Even if you have been an investor for 30 years, you don't really know about high interest rates.
U.S. interest rates peaked in October 1981, when the 30-year Treasury bond traded at 15%. The dream, when I started investing later that decade, was of "hat-sized yields" of 6%-7%, which didn't become the norm until the early 1990s.
Today, interest rates are less than half that. Early in 2018, the rate on the 30-year Treasury stood around 2.7%. By mid-February, the yield on that long-term debt had spiked about 15% to around 3.1%, which is roughly where it trades today.
Investors panicked at the time, and higher interest rates still have investors worried. For good reason. After all, higher interest rates make bonds more competitive with some dividend stocks, and perhaps more importantly, they make borrowing more expensive for corporations, eating into the bottom line.
The Federal Reserve has already raised its benchmark rate once this year, is about to do so a second time and is expected to hike interest rates once or even twice more before 2018. Your portfolio could well feel the shockwaves from these actions - though you can minimize the damage by taking a few actions.
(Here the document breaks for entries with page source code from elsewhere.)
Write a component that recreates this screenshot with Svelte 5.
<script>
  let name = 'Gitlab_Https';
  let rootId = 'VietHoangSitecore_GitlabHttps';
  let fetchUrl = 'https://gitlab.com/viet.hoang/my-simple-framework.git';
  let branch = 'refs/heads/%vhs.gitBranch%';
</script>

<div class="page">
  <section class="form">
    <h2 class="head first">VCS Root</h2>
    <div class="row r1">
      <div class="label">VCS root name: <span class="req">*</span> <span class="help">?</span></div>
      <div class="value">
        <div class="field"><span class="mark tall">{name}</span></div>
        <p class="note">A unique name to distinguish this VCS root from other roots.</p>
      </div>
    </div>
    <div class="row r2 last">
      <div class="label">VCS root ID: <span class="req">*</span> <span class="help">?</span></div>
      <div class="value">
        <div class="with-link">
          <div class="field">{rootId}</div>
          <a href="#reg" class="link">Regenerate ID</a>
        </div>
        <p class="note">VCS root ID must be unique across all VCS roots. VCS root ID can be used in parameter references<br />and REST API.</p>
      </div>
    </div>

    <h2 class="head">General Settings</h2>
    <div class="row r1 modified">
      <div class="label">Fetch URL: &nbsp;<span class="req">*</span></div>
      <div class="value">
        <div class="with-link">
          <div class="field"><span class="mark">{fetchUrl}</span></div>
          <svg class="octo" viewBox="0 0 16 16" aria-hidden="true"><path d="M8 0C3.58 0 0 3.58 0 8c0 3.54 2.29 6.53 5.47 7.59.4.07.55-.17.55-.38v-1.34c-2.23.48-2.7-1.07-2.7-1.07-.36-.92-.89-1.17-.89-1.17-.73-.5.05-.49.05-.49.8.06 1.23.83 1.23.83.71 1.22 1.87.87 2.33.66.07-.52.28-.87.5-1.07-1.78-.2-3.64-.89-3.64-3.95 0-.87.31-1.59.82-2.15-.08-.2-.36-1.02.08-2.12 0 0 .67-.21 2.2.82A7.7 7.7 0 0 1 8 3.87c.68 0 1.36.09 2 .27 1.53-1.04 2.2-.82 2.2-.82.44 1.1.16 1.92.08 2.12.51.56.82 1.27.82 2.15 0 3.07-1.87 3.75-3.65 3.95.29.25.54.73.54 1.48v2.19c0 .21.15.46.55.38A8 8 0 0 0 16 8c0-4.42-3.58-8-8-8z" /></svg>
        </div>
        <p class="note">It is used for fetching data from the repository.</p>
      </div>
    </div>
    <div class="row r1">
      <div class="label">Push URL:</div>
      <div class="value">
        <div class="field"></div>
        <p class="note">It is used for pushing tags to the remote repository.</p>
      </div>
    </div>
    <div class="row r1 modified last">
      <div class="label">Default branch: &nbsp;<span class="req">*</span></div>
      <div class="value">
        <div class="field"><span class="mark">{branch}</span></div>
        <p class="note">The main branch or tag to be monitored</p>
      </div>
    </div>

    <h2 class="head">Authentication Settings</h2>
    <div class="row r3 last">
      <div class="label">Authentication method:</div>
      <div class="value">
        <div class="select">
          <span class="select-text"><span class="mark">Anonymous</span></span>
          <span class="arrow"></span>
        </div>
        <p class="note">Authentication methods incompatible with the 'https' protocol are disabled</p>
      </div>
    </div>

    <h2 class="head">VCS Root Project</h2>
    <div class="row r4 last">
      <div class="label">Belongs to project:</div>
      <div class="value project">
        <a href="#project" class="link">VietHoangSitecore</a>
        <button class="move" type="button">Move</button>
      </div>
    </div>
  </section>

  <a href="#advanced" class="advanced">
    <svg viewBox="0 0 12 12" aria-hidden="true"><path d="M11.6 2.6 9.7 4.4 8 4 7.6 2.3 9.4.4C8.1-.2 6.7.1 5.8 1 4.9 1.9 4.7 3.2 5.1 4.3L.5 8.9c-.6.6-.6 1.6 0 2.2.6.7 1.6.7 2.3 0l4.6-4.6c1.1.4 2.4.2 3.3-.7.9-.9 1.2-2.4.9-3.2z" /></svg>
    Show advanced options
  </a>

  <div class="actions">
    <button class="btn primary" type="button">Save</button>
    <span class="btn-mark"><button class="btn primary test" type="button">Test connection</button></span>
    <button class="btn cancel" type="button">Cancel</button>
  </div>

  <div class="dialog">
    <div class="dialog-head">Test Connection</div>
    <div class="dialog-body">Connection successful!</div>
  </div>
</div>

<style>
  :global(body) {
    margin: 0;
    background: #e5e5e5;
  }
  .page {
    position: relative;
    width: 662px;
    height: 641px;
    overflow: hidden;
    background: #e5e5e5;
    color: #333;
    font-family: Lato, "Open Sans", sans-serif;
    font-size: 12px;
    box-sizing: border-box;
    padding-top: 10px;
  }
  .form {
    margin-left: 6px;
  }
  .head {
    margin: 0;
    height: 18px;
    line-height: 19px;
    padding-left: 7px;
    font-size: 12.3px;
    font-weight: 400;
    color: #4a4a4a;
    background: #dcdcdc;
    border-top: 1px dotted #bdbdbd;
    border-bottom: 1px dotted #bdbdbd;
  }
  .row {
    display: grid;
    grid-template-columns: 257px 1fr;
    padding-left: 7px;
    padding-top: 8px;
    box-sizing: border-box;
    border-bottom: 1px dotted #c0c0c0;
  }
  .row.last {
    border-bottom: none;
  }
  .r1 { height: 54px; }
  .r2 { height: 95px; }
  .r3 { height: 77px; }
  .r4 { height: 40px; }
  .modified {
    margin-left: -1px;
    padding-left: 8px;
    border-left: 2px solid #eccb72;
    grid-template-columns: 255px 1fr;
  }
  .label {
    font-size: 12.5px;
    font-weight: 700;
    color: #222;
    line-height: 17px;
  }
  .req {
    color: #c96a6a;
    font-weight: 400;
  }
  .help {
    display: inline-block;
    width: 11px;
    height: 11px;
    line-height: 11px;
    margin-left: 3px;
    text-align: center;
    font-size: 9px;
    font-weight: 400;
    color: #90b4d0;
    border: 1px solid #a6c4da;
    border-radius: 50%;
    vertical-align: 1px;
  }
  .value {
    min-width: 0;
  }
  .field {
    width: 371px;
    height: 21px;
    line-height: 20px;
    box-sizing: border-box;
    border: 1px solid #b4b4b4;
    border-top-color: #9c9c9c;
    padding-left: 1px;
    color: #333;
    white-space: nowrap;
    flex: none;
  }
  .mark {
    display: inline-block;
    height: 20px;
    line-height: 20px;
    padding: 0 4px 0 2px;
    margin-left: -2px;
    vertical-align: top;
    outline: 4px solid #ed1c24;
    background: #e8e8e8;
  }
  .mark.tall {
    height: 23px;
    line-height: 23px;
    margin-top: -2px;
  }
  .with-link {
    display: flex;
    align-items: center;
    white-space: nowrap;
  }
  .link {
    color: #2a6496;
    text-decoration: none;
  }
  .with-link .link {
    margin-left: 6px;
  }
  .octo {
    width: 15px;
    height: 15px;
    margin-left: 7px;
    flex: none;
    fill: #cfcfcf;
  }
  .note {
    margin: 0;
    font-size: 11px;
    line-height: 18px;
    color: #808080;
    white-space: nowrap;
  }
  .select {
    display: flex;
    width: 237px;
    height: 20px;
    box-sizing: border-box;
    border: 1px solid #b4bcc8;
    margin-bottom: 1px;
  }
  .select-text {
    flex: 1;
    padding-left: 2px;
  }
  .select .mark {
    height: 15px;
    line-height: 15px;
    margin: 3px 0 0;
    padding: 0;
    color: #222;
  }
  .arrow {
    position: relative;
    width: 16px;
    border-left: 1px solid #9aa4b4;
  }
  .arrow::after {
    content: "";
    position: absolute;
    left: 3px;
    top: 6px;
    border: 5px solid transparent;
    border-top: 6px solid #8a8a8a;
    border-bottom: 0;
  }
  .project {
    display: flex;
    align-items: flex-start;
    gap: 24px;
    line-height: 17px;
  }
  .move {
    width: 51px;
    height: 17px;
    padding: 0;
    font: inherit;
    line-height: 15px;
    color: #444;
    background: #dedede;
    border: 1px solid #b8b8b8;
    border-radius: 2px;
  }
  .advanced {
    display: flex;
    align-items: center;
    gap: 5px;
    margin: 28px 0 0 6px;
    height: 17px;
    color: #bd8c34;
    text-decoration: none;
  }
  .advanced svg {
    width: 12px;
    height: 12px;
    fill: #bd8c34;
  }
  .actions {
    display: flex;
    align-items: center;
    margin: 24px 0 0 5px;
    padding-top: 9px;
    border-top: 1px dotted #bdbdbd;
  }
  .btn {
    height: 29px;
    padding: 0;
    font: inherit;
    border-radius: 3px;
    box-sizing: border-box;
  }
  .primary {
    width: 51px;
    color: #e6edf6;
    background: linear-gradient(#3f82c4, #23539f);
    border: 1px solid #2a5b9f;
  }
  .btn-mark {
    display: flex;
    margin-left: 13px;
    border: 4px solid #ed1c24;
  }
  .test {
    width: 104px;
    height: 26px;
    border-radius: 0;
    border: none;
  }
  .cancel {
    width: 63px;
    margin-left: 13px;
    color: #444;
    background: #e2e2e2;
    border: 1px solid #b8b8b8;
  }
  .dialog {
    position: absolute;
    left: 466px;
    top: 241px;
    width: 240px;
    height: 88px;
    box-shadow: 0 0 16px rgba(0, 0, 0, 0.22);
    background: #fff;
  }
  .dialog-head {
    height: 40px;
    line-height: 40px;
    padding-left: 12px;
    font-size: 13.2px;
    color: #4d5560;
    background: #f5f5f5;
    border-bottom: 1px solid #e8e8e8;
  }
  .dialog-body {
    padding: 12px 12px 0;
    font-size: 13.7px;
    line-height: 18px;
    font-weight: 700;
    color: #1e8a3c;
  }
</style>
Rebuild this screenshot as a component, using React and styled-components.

Here are six techniques suggested by money managers.
You can find steady (albeit modest) income at the very short end of the yield curve.
Right now, major brokers are selling 3-month certificates of deposit that pay interest of about 2%. And the Vanguard Short-Term Bond ETF (BSV) of one- to five-year U.S. government, corporate and international bonds yields 2.8%.
Aash Shah - a senior portfolio manager for Summit Global Investments in Bountiful, Utah - says big investors can build a "ladder" of short-term bonds spanning three and six months, as well as one and two years, held to maturity. When bonds mature, they can be rolled into longer-term instruments, whose rates will have increased.
James Demmert - management partner at Main Street Research, a wealth management firm in Sausalito, California, agrees. As interest rates rise, buy individual bonds with maturities of just one to five years. Bond mutual funds and exchange-traded funds don't have maturity dates, as bonds do, "and will continue to decline as rates rise." But proceeds from individual bonds can be reinvested at higher rates.
Kate Warne, investment strategist at Edward Jones in St. Louis, expects the Federal Reserve to raise short-term interest rates quickly if inflation accelerates. "If you have more in short-term bonds, you can reinvest as those bonds mature and benefit as interest rates rise," she says.